Black Friday deals in gaming stocks

Here are the major gaming stocks listed by some rough estimated current P/S ratios:

  • Starbreeze 11x
  • THQ Nordic 8.6x
  • Paradox 8.5x
  • CD Projekt Red 8x
  • ActivisionBlizzard(King) 5.9x
  • Electronic Arts 5.4x
  • Take-Two Interactive 2.9x
  • Frontier Developments 3.2x
  • Ubisoft 2.2x

I am not saying the ones in the top are expensive. They most certainly have reason for their high valuation. But if you are looking for a deal – look at the bottom.

Ubisoft is not my favorite because of the dismal news around the Watch_Dogs 2 launch.

But Frontier Developments just launched Planet Coaster which has been the number 1 game on Steam since its launch on the 17th if we exclude for discounted games. And Planet Coaster sales are not even included in the P/S estimate above as they are based on FY 2016 – i.e. only Elite Dangerous & Elite DLC sales.

Arbitrage in Frontier Developments?

If you wish you had bought Starbreeze at SEK2.0 based on the fact that Payday2 was performing very well on Steam, this is the chance to redeem yourself.

Frontier Development has one franchise today (Elite Dangerous) with a hardcore player base generating about £20m. in revenue per year for the company.

They have now launched a second franchise which is performing very good on Steam. 

I cannot make any other conclusion than that Planet Coaster is a new franchise for Frontier that will generate at least £10m in yearly revenue going forward. The company has no debt and cash on hand.

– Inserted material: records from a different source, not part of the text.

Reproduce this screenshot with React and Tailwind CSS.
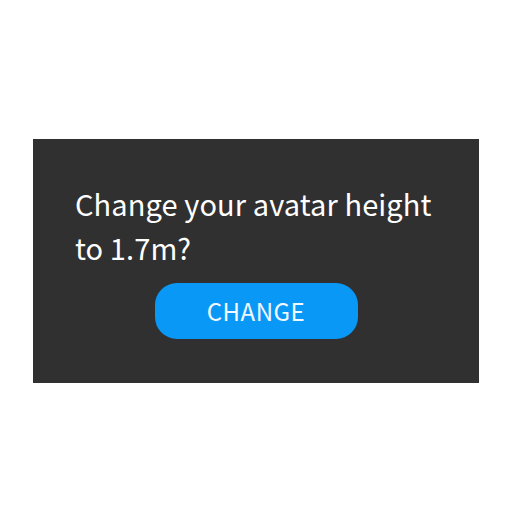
import React from "react";

export default function App() {
  return (
    <div className="w-[512px] h-[512px] bg-white pt-[139px] pl-[33px]" style={{ fontFamily: '"Noto Sans CJK JP", "Noto Sans", sans-serif' }}>
      <div className="w-[446px] h-[244px] bg-[#303030] flex flex-col">
        <p className="pl-[42px] pt-[42px] text-[29px] leading-[44px] tracking-[0.1px] text-white">
          Change your avatar height
          <br />
          to 1.7m?
        </p>
        <div className="flex justify-center mt-[14px]">
          <button className="w-[203px] h-[56px] rounded-[22px] bg-[#0a98f6] text-[#f2f8ff] text-[24px] tracking-[0.5px]">
            CHANGE
          </button>
        </div>
      </div>
    </div>
  );
}
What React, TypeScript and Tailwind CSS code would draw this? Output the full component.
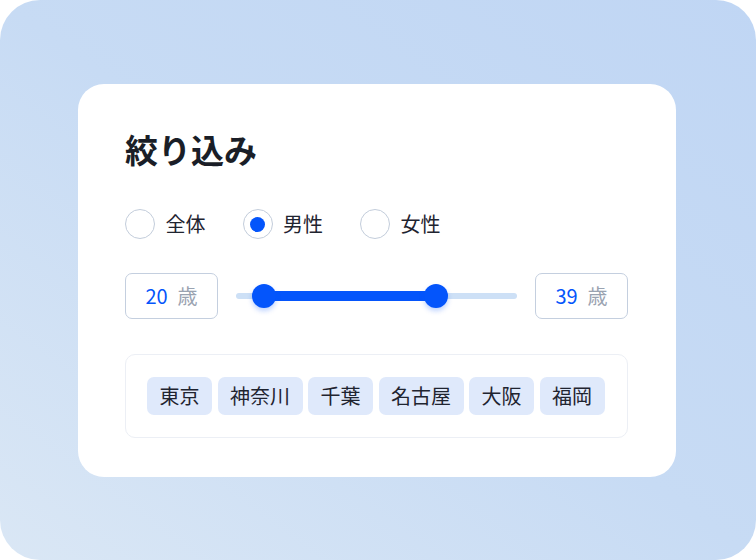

That will put the company on the trajectory of 50% growth next year and give it the possibility to launch its third franchise, which they have mentioned to be a work in progress. I can see no other way than that this should give it a valuation slightly below Starbreeze and Paradox of 6-8x sales. That is equal to a share price of about 600p - an upside of 200%. The main reason this arbitrage exists in my view is that the stock is listed on AIM, which is a very difficult market to trade and many institutions outside of the UK are probably not even allowed to own AIM-listed companies as AIM is defined as an unregulated exchange.

With such a potential it is difficult for me to motivate a serious investments in any other gaming company at the moment.

The one risk I see is that the Elite Dangerous franchise will completely die once Star Citizen and some of the other AAA-quality open space games are launched in the near future.

Something is boiling...

Another "big" day for Frontier Developments in terms of volume. 70,054 shares traded today.

Planet Coaster Thrillseeker Edition is number 4 on the Steam Global Top Sellers list at the moment and Planet Coaster regular edition is at number 16 - the game is officially released on Thursday.

Frontier Developments should be trading 8x 2016 Sales, which leaves a decent 150% upside from here.

Planet Coaster Watch...

While others were up watching the elections I was up counting down to Planet Coaster beta release and it is still in the top-10 Steam global best-sellers list!

Also! 56,000 shares cleared yesterday at 205 pence. 

Btw, if you are fast and can grab Starbreeze below SEK20 today, go ahead and do that!

Will Star Citizen hurt Elite Dangerous?

My favorite game right now is Elite Dangerous. I love watching videos of Planet Coaster. I think David Braben is a genius. Frontier Developments is trading at an EBITDA multiple of 13.8x with Planet Coaster out in about two weeks. It is my favorite gaming company to be invested in.

BUT

Star Citizen. 

Cloud Imperium Games has raised over $100 million to develop the game, which is more than the market cap of Frontier. I just read that there were 7 full time artist involved in designing the interior of one of its latest (and largest) ships. The videos I have seen look absolutely incredible. Will Star Citizen eventually draw away players from Elite or will it just strengthen the genre and actually be positive for Elite in the same way many different FPS game can co-exist. Or maybe we end up in a FIFA / PES situation were both titles can thrive in a duopoly.